The Path to Success in China :: Video
Author Michael Dunne, AB '85, MBA/AM '90, shares 20 years of business experience in China.
ANN ARBOR, Mich.—Doing business in China isn't for the faint of heart. But fortune will smile on those with the tenacity to slug out some tough negotiations and with the patience to figure out a wildly different business landscape, says Michael Dunne, AB '85, MBA/AM '90.
He should know, since he's been doing business in China and Southeast Asia since earning his Michigan Ross degree. Dunne's recent book, American Wheels, Chinese Roads: The Story of General Motors in China, details GM's long road to success there. It was a road filled with twists, turns, and potholes yet shows that those who can navigate the terrain and and persevere will be rewarded.
Dunne shared his advice for doing business in China and Southeast Asia, along with some of his experiences, with the Ross community during a presentation Nov. 30 in Blau Auditorium.
"Do not underestimate the capability, drive, and ambition of the Chinese," Dunne said. "Know the environment you're working in and understand it's totally different than the United States. The government is in everything you do. Your Chinese partner may or may not be aligned with the government and there are shifting alliances. But don't be afraid to slug it out in China. A lot of companies get in there, stay tough, and make a lot of money."
But not everyone makes it: Success requires some deft maneuvering, he noted.
"The difference between those that make money and those that lose money is which companies were able to read the differences in China and adjust to those differences," Dunne said. "It isn't easy to adjust. It's so different from what we're used to in America."
Dunne is president of Dunne & Co. Ltd., a Hong Kong-based consulting and analysis firm. His first company was bought by J.D. Power & Associates in 2006 and he's been an Asian auto industry consultant for 20 years.
He shared his knowledge of the Chinese and Asian business landscape with three rules to remember.
The first rule is lifted from Sun Tzu's The Art of War: "Of the 36 strategies: Retreat is the best policy." For example, GM battled with rival Ford Motor Co. to win a joint venture deal with the municipality of Shanghai to build a luxury sedan. GM won out with the promise that it would have a monopoly in the segment.
But after GM won the deal, its executives heard Shanghai Automotive Industry Corp. was talking with its other partner, Volkswagen AG, about building a competing luxury sedan in China.
After some vagueness, SAIC finally explained that it felt like a father with two sons.

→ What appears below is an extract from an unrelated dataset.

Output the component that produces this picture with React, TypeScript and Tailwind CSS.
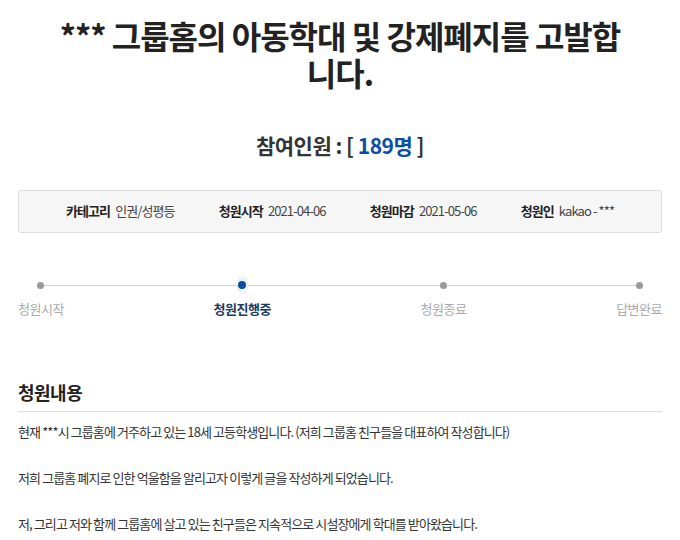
const info = [
  { label: '카테고리', value: '인권/성평등' },
  { label: '청원시작', value: '2021-04-06' },
  { label: '청원마감', value: '2021-05-06' },
  { label: '청원인', value: 'kakao - ***' },
];

const steps = [
  { name: '청원시작', active: false },
  { name: '청원진행중', active: true },
  { name: '청원종료', active: false },
  { name: '답변완료', active: false },
];

const paragraphs = [
  '현재 ***시 그룹홈에 거주하고 있는 18세 고등학생입니다. (저희 그룹홈 친구들을 대표하여 작성합니다)',
  '저희 그룹홈 폐지로 인한 억울함을 알리고자 이렇게 글을 작성하게 되었습니다.',
  '저, 그리고 저와 함께 그룹홈에 살고 있는 친구들은 지속적으로 시설장에게 학대를 받아왔습니다.',
];

export default function App() {
  return (
    <div className="min-h-screen bg-white px-[18px] text-[#333] [font-family:'Noto_Sans_CJK_KR','Noto_Sans',sans-serif]">
      {/* Title */}
      <h1 className="mx-auto max-w-[570px] pt-[17px] text-center text-[32px] font-bold leading-[37px] tracking-[-1px] text-[#222]">
        *** 그룹홈의 아동학대 및 강제폐지를 고발합니다.
      </h1>

      <p className="mt-[39px] text-center text-[21px] font-bold tracking-[-0.5px] text-[#333]">
        참여인원 : [ <span className="text-[#0b4ea2]">189명</span> ]
      </p>

      {/* Info box */}
      <div className="mt-[28px] flex h-[43px] items-center justify-center gap-[44px] rounded-[3px] border border-[#ddd] bg-[#f6f6f6] text-[13px] tracking-[-0.9px]">
        {info.map((item) => (
          <div key={item.label} className="flex items-center gap-[5px]">
            <span className="font-bold text-[#222]">{item.label}</span>
            <span className="text-[#444]">{item.value}</span>
          </div>
        ))}
      </div>

      {/* Progress */}
      <div className="relative mt-[47px]">
        <div className="absolute left-[20px] right-[22px] top-[5px] h-px bg-[#d5d5d5]" />
        <div className="flex justify-between">
          {steps.map((step) => (
            <div key={step.name} className="relative flex flex-col items-center">
              <div className="flex h-[11px] w-[11px] items-center justify-center">
                {step.active ? (
                  <span className="flex h-[18px] w-[18px] items-center justify-center rounded-full bg-[#eef4fb]">
                    <span className="h-[8px] w-[8px] rounded-full bg-[#0b4ea2]" />
                  </span>
                ) : (
                  <span className="h-[7px] w-[7px] rounded-full bg-[#999]" />
                )}
              </div>
              <span
                className={
                  step.active
                    ? 'mt-[8px] text-[13px] font-bold tracking-[-0.5px] text-[#1c3a63]'
                    : 'mt-[8px] text-[13px] tracking-[-0.5px] text-[#aaa]'
                }
              >
                {step.name}
              </span>
            </div>
          ))}
        </div>
      </div>

      {/* Content */}
      <h2 className="mt-[61px] text-[18px] font-bold tracking-[-0.5px] text-[#222]">청원내용</h2>
      <div className="mt-[5px] border-t border-[#ddd] pt-[8px] text-[13px] leading-[23px] tracking-[-0.9px] text-[#333]">
        {paragraphs.map((p, i) => (
          <p key={i} className={i > 0 ? 'mt-[23px]' : ''}>
            {p}
          </p>
        ))}
      </div>
    </div>
  );
}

It couldn't give one something and not the other. Volkswagen was going to build a competing product.
GM had to decide what to do. But the company realized it had to play by China's rules.

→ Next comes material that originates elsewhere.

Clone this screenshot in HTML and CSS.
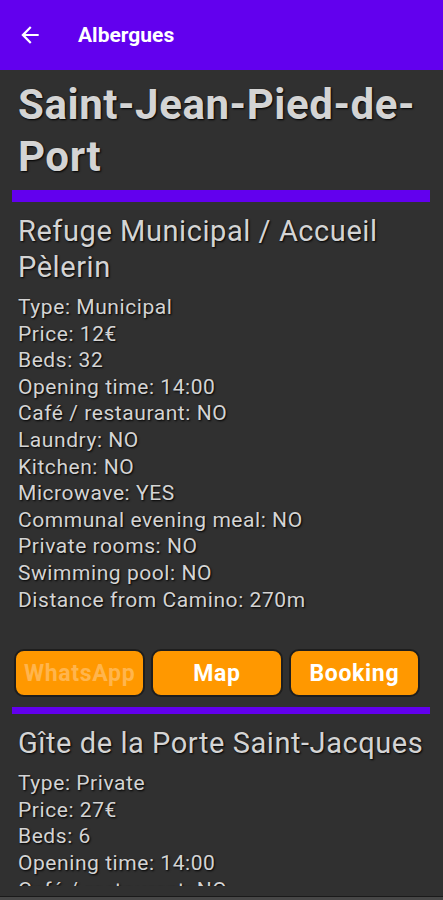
FILE: index.html
```html
<!DOCTYPE html>
<html lang="en">
<head>
    <meta charset="UTF-8">
    <meta name="viewport" content="width=device-width, initial-scale=1.0">
    <title>Albergues</title>
    <link rel="stylesheet" href="styles.css">
</head>
<body>

<header class="app-bar">
    <svg class="back" viewBox="0 0 24 24" width="26" height="26">
        <path d="M20 11H7.83l5.59-5.59L12 4l-8 8 8 8 1.41-1.41L7.83 13H20v-2z" fill="#fff"/>
    </svg>
    <span class="app-title">Albergues</span>
</header>

<div class="scroll">
    <h1 class="town">Saint-Jean-Pied-de-Port</h1>
    <div class="divider thick"></div>

    <!-- Albergue 1 -->
    <h2 class="name">Refuge Municipal / Accueil Pèlerin</h2>
    <div class="details">
        <div>Type: Municipal</div>
        <div>Price: 12€</div>
        <div>Beds: 32</div>
        <div>Opening time: 14:00</div>
        <div>Café / restaurant: NO</div>
        <div>Laundry: NO</div>
        <div>Kitchen: NO</div>
        <div>Microwave: YES</div>
        <div>Communal evening meal: NO</div>
        <div>Private rooms: NO</div>
        <div>Swimming pool: NO</div>
        <div>Distance from Camino: 270m</div>
    </div>
    <div class="buttons">
        <button class="btn disabled">WhatsApp</button>
        <button class="btn">Map</button>
        <button class="btn">Booking</button>
    </div>
    <div class="divider"></div>

    <!-- Albergue 2 -->
    <h2 class="name">Gîte de la Porte Saint-Jacques</h2>
    <div class="details">
        <div>Type: Private</div>
        <div>Price: 27€</div>
        <div>Beds: 6</div>
        <div>Opening time: 14:00</div>
        <div>Café / restaurant: NO</div>
    </div>
</div>

<div class="bottom-edge"></div>

</body>
</html>
```

FILE: styles.css
```css
body {
    margin: 0;
    height: 900px;
    overflow: hidden;
    font-family: Roboto, "Noto Sans", sans-serif;
    background-color: #303030;
    color: #d4d4d4;
}
.app-bar {
    height: 70px;
    background-color: #6200ee;
    display: flex;
    align-items: center;
    padding-left: 17px;
}
.back {
    display: block;
}
.app-title {
    margin-left: 35px;
    color: #fff;
    font-size: 21px;
    font-weight: bold;
}
.scroll {
    height: 816px;
    overflow: hidden;
    padding: 0 13px 0 12px;
    text-shadow: 1px 1px 2px #000;
    letter-spacing: 0.035em;
}
.town {
    margin: 9px 0 0 6px;
    font-size: 42px;
    line-height: 52px;
    font-weight: bold;
}
.divider {
    height: 7px;
    background-color: #6200ee;
    margin-top: 10px;
}
.divider.thick {
    height: 12px;
    margin-top: 7px;
}
.name {
    margin: 11px -10px 0 6px;
    font-size: 29px;
    line-height: 36px;
    font-weight: normal;
}
.details {
    margin: 9px 0 0 6px;
    font-size: 21px;
    line-height: 26.6px;
}
.buttons {
    display: flex;
    gap: 6px;
    margin: 36px 10px 0 2px;
}
.btn {
    flex: 1;
    height: 48px;
    border: 2px solid #1e1e1e;
    border-radius: 10px;
    background-color: #ff9800;
    color: #fff;
    font-family: Roboto, sans-serif;
    font-size: 23px;
    font-weight: bold;
    letter-spacing: 0.03em;
    padding: 0;
}
.btn.disabled {
    color: #ffb54d;
}
.bottom-edge {
    height: 10px;
    border-bottom: 1px solid #1a1a1a;
    box-shadow: 0 3px 0 #474747;
}
```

"They decided, 'Let's keep moving, we have no choice,'" Dunne said, in what proved to be a wise decision.
The second rule is that while regulations come from the top, the bottom takes countermeasures.
For instance, Chinese automaker Chery initially wanted to build a car in Wuhu. It was denied, so it asked to build an engine and the request was granted. But then Chery pointed out it now had an engine but no car. So the company was allowed to build a car, but only for sale in Wuhu.
Today Chery is China's top carmaker and exporter. It initially approached GM to build a small car under license and GM declined. Then Chery introduced a car similar to GM's $6,000 Chevrolet Spark, and it hit the market sooner and for $3,800.
"It was copied before it could be copied," Dunne said.
GM countered this by building a solid brand reputation, one that meant quality and safety. The implication was that other brands were less prestigious. That struck a note with Chinese consumers, who came to see GM's Buick and Chevy as premium brands.
"GM worked hard to build a brand," Dunne said. "The brand is powerful in China."
Rule three? Figure out what the guys at the top want. This is especially important for automakers, since all automotive assembly operations must be a joint venture with a Chinese company.
GM closed the deal with SAIC because the company worked its way into the good graces of the Shanghai government. Ford hitched its wagon to the federal government, Dunne said. In the end, Shanghai's government won out and it wanted GM as a partner.
It also helped that GM took SAIC executives to a GM plant in Brazil, where all the employees were Brazilian. It gave the Chinese officials a tangible vision of what their joint venture could become.
"Those (moves) gave the edge to GM," Dunne said.
While the Chinese generally are hard-charging, ambitious, and tough negotiators, the rest of Southeast Asia is a little more laid back, Dunne said. He remembers trying to get data from a company in Thailand during which he used a hard-charge approach.
It was the wrong move.
"They're more about, 'Let's find a way to get along and make things happen,'" Dunne said. "In Thailand, a soft touch works best."
He predicts it'll be about five years before a Chinese-made car is ready for sale in the U.S. But Chinese companies are laying the groundwork with component companies and testing operations here.
"The Chinese are here and growing, but not visible yet," Dunne said. While not visible to the public, they are having success. A Beijing-owned company in suburban Detroit is working with a Taiwanese customer to sell a new car in China.
Noted Dunne: "Talk about globalization."